DIRECTIVE: Where a line below holds the string "with", copy that line.

--------------------

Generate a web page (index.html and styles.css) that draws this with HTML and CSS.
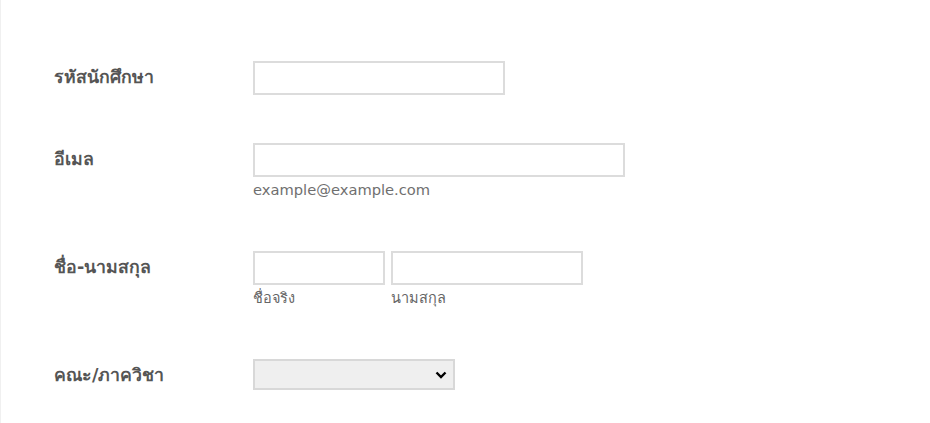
FILE: index.html
```html
<!DOCTYPE html>
<html lang="th">
<head>
<meta charset="utf-8">
<link rel="stylesheet" href="styles.css">
</head>
<body>
<div class="form">
  <div class="row">
    <label class="label">รหัสนักศึกษา</label>
    <div class="field">
      <input class="input w-id" type="text">
    </div>
  </div>
  <div class="row">
    <label class="label">อีเมล</label>
    <div class="field">
      <input class="input w-email" type="text">
      <div class="sub sub-email">example@example.com</div>
    </div>
  </div>
  <div class="row">
    <label class="label">ชื่อ-นามสกุล</label>
    <div class="field names">
      <div class="name">
        <input class="input w-first" type="text">
        <div class="sub">ชื่อจริง</div>
      </div>
      <div class="name">
        <input class="input w-last" type="text">
        <div class="sub">นามสกุล</div>
      </div>
    </div>
  </div>
  <div class="row">
    <label class="label">คณะ/ภาควิชา</label>
    <div class="field">
      <div class="select">
        <svg class="chev" width="12" height="8" viewBox="0 0 12 8"><path d="M1.5 1.5 L6 6 L10.5 1.5" fill="none" stroke="#000" stroke-width="2.4"/></svg>
      </div>
    </div>
  </div>
</div>
</body>
</html>
```
FILE: styles.css
```css
html, body {
  margin: 0;
  padding: 0;
  background: #fff;
}
body {
  font-family: "DejaVu Sans", "Noto Sans", sans-serif;
  height: 423px;
  overflow: hidden;
  border-left: 1px solid #f0f0f0;
}
.form {
  padding: 37px 0 0 53px;
}
.row {
  display: flex;
  padding: 24px 0;
}
.label {
  width: 199px;
  font-weight: bold;
  font-size: 17.7px;
  line-height: 32px;
  color: #555;
}
.field {
  display: flex;
  flex-direction: column;
}
.input {
  box-sizing: border-box;
  height: 34px;
  border: 2px solid #dcdcdc;
  background: #fff;
  margin: 0;
  padding: 0;
  display: block;
}
.w-id { width: 252px; }
.w-email { width: 372px; }
.w-first { width: 132px; }
.w-last { width: 192px; }
.sub {
  font-size: 14.5px;
  color: #666;
  line-height: 26px;
  height: 26px;
}
.sub-email {
  font-size: 14.7px;
  color: #6f6f6f;
}
.names {
  flex-direction: row;
  gap: 6px;
}
.select {
  box-sizing: border-box;
  width: 202px;
  height: 31px;
  border: 2px solid #d8d8d8;
  background: #efefef;
  display: flex;
  align-items: center;
  justify-content: flex-end;
  padding-right: 6px;
}
```
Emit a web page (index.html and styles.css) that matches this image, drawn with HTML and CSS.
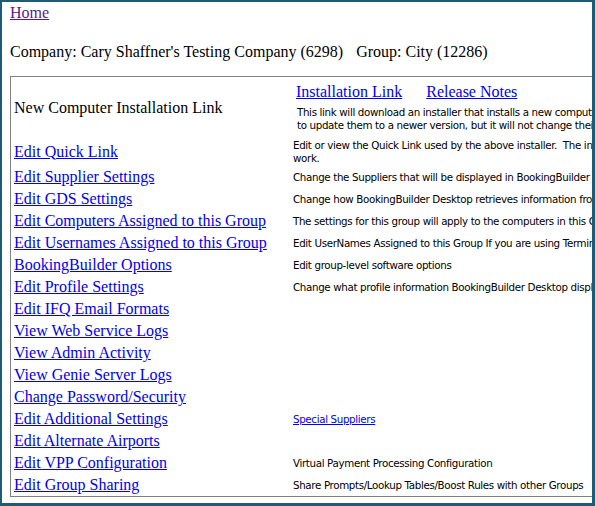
FILE: index.html
```html
<!DOCTYPE html>
<html lang="en">
<head>
  <meta charset="UTF-8">
  <title>Group Administration</title>
  <link rel="stylesheet" href="styles.css">
</head>
<body>

<div class="frame">
  <a class="home" href="#">Home</a>

  <div class="company">
    Company: Cary Shaffner's Testing Company (6298)<span class="group">Group: City (12286)</span>
  </div>

  <table class="admin">
    <tr class="install">
      <td class="name">New Computer Installation Link</td>
      <td class="info">
        <div class="install-links">
          <a href="#">Installation Link</a>
          <a href="#">Release Notes</a>
        </div>
        <div class="desc install-desc">This link will download an installer that installs a new computer with BookingBuilder Desktop. It can also be run on existing computers<br>to update them to a newer version, but it will not change their settings.</div>
      </td>
    </tr>
    <tr>
      <td class="name"><a href="#">Edit Quick Link</a></td>
      <td class="info desc">Edit or view the Quick Link used by the above installer.&nbsp; The installer uses this link to connect, so it must be valid for the installer to<br>work.</td>
    </tr>
    <tr>
      <td class="name"><a href="#">Edit Supplier Settings</a></td>
      <td class="info desc">Change the Suppliers that will be displayed in BookingBuilder Desktop</td>
    </tr>
    <tr>
      <td class="name"><a href="#">Edit GDS Settings</a></td>
      <td class="info desc">Change how BookingBuilder Desktop retrieves information from the GDS</td>
    </tr>
    <tr>
      <td class="name"><a href="#">Edit Computers Assigned to this Group</a></td>
      <td class="info desc">The settings for this group will apply to the computers in this Group</td>
    </tr>
    <tr>
      <td class="name"><a href="#">Edit Usernames Assigned to this Group</a></td>
      <td class="info desc">Edit UserNames Assigned to this Group If you are using Terminal Services</td>
    </tr>
    <tr>
      <td class="name"><a href="#">BookingBuilder Options</a></td>
      <td class="info desc">Edit group-level software options</td>
    </tr>
    <tr>
      <td class="name"><a href="#">Edit Profile Settings</a></td>
      <td class="info desc">Change what profile information BookingBuilder Desktop displays</td>
    </tr>
    <tr>
      <td class="name"><a href="#">Edit IFQ Email Formats</a></td>
      <td class="info desc"></td>
    </tr>
    <tr>
      <td class="name"><a href="#">View Web Service Logs</a></td>
      <td class="info desc"></td>
    </tr>
    <tr>
      <td class="name"><a href="#">View Admin Activity</a></td>
      <td class="info desc"></td>
    </tr>
    <tr>
      <td class="name"><a href="#">View Genie Server Logs</a></td>
      <td class="info desc"></td>
    </tr>
    <tr>
      <td class="name"><a href="#">Change Password/Security</a></td>
      <td class="info desc"></td>
    </tr>
    <tr>
      <td class="name"><a href="#">Edit Additional Settings</a></td>
      <td class="info desc"><a href="#">Special Suppliers</a></td>
    </tr>
    <tr>
      <td class="name"><a href="#">Edit Alternate Airports</a></td>
      <td class="info desc"></td>
    </tr>
    <tr>
      <td class="name"><a href="#">Edit VPP Configuration</a></td>
      <td class="info desc">Virtual Payment Processing Configuration</td>
    </tr>
    <tr>
      <td class="name"><a href="#">Edit Group Sharing</a></td>
      <td class="info desc">Share Prompts/Lookup Tables/Boost Rules with other Groups</td>
    </tr>
  </table>
</div>

</body>
</html>
```

FILE: styles.css
```css
* {
  box-sizing: border-box;
}

body {
  margin: 0;
  font-family: 'Liberation Serif', 'Times New Roman', serif;
  font-size: 16px;
  line-height: 18px;
  color: #000;
  background: #fff;
}

a {
  color: #0000ee;
}

.frame {
  width: 595px;
  height: 506px;
  overflow: hidden;
  border-style: solid;
  border-color: #1f5b75;
  border-width: 2px 3px 3px 2px;
  padding: 2px 8px 0;
}

.home {
  display: inline-block;
  color: #551a8b;
}

.company {
  margin-top: 21px;
  white-space: nowrap;
}

.group {
  margin-left: 13px;
}

.admin {
  margin-top: 15px;
  width: 1000px;
  table-layout: fixed;
  border: 1px solid #808080;
  border-collapse: separate;
  border-spacing: 0;
}

.admin td {
  vertical-align: middle;
  padding: 2px 3px;
}

.admin td.name {
  width: 279px;
  white-space: nowrap;
}

.admin td.info {
  padding: 2px 3px 1px;
}

.desc {
  font-family: 'DejaVu Sans', Verdana, sans-serif;
  font-size: 10.3px;
  letter-spacing: -0.35px;
  line-height: 13px;
  white-space: nowrap;
}

.install td.name,
.install td.info {
  padding-top: 6px;
  padding-bottom: 5px;
}

.install-links {
  display: flex;
  gap: 24px;
  padding-left: 3px;
  margin-bottom: 5px;
}

.install-desc {
  padding-left: 4px;
}
```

--------------------

COMPLETE OUTPUT:
Generate a web page (index.html and styles.css) that draws this with HTML and CSS.
Emit a web page (index.html and styles.css) that matches this image, drawn with HTML and CSS.
        <div class="desc install-desc">This link will download an installer that installs a new computer with BookingBuilder Desktop. It can also be run on existing computers<br>to update them to a newer version, but it will not change their settings.</div>
      <td class="info desc">Share Prompts/Lookup Tables/Boost Rules with other Groups</td>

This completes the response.